# WRITTEN TASK:
Each line that holds the word "this" should be returned.

(A run of records)
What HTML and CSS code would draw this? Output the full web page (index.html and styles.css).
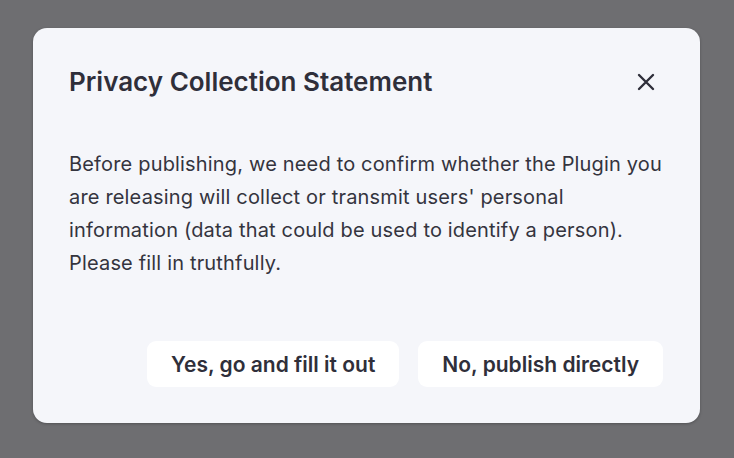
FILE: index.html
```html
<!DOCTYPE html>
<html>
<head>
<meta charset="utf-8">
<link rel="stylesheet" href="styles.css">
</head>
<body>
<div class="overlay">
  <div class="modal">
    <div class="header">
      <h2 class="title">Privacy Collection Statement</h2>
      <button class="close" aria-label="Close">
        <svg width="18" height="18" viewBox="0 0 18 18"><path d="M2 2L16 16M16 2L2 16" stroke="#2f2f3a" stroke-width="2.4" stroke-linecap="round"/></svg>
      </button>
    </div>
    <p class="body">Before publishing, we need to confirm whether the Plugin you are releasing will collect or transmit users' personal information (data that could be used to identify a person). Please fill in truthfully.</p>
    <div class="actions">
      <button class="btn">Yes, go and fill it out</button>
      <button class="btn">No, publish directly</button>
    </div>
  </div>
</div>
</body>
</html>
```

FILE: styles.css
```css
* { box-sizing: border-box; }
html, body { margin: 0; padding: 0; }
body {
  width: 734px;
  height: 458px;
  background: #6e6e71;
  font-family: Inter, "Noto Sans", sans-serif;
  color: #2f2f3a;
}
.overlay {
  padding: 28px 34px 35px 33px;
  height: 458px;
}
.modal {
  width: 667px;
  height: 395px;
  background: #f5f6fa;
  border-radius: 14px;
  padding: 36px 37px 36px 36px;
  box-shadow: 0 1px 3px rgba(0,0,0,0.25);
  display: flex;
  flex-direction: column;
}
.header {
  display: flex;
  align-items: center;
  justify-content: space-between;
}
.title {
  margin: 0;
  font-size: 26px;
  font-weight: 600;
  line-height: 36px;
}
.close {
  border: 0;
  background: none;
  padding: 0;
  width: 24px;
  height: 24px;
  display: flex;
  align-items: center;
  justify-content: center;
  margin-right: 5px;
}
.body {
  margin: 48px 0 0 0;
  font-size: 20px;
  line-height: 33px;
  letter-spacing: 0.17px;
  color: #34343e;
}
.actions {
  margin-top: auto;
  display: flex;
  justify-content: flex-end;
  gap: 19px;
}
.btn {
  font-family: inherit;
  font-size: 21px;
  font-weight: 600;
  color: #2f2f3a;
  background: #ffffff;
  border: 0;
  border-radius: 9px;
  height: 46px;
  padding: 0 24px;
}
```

==

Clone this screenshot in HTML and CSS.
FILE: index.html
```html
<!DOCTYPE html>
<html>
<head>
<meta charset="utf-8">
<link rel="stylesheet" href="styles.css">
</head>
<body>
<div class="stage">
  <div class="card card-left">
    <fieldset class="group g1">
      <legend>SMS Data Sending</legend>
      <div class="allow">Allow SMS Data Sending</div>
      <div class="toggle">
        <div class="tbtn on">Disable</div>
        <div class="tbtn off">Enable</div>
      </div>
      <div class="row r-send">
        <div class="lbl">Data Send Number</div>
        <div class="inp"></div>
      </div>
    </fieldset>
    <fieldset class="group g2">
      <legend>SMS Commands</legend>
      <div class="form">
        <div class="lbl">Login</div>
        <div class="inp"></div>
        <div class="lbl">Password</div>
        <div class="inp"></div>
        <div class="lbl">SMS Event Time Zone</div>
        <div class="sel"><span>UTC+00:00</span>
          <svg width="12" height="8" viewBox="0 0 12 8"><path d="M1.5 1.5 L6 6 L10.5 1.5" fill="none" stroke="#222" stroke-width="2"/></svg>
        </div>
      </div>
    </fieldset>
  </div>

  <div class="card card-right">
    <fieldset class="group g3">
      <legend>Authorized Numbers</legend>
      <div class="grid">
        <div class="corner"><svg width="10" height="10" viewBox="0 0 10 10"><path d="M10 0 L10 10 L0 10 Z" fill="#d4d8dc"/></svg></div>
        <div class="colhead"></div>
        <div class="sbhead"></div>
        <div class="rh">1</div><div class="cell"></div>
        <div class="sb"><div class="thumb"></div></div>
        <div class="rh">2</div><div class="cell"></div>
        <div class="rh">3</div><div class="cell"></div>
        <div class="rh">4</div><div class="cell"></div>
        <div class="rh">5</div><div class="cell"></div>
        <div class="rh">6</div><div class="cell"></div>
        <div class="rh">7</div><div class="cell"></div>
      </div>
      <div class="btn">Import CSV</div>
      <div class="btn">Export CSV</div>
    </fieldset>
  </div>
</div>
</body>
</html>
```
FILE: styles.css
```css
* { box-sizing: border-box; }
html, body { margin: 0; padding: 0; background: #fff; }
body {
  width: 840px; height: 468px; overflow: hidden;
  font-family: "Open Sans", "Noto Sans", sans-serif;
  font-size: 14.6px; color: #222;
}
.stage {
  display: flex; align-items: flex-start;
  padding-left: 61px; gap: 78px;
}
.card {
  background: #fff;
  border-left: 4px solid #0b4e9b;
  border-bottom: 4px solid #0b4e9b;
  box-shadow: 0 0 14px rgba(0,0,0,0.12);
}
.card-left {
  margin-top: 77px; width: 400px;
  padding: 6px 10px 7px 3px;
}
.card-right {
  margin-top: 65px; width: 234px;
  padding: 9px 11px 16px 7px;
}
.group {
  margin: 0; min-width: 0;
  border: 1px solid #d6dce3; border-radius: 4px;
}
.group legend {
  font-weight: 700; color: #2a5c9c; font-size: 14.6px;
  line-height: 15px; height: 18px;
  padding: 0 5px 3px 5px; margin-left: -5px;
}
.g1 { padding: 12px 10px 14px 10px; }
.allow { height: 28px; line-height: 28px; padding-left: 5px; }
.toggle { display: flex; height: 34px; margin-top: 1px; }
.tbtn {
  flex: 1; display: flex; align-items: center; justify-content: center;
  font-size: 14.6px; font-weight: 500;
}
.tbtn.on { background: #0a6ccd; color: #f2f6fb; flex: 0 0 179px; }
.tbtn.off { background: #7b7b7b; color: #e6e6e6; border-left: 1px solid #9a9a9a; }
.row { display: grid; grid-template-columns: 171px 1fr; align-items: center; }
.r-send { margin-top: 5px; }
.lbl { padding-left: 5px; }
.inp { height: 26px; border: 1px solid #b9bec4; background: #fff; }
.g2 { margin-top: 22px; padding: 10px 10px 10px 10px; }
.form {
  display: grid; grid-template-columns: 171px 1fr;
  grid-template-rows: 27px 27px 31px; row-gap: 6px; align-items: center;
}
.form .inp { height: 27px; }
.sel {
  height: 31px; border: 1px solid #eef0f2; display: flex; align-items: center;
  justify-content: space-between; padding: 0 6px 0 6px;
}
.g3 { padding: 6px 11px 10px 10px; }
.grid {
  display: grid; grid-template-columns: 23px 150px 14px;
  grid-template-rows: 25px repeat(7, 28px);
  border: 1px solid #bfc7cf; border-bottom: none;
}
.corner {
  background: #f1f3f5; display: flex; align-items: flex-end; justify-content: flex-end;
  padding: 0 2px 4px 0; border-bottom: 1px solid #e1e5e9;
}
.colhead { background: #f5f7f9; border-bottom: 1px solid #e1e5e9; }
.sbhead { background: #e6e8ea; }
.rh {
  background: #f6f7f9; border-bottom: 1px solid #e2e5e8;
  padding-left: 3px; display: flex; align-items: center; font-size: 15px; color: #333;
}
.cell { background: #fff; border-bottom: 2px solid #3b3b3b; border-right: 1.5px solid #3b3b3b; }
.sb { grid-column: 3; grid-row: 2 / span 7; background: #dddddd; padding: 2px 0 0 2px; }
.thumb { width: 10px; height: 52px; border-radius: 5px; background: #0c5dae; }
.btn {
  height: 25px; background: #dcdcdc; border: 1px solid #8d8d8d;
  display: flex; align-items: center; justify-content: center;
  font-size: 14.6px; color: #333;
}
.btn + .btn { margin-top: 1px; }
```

# SOLUTION:
What HTML and CSS code would draw this? Output the full web page (index.html and styles.css).
Clone this screenshot in HTML and CSS.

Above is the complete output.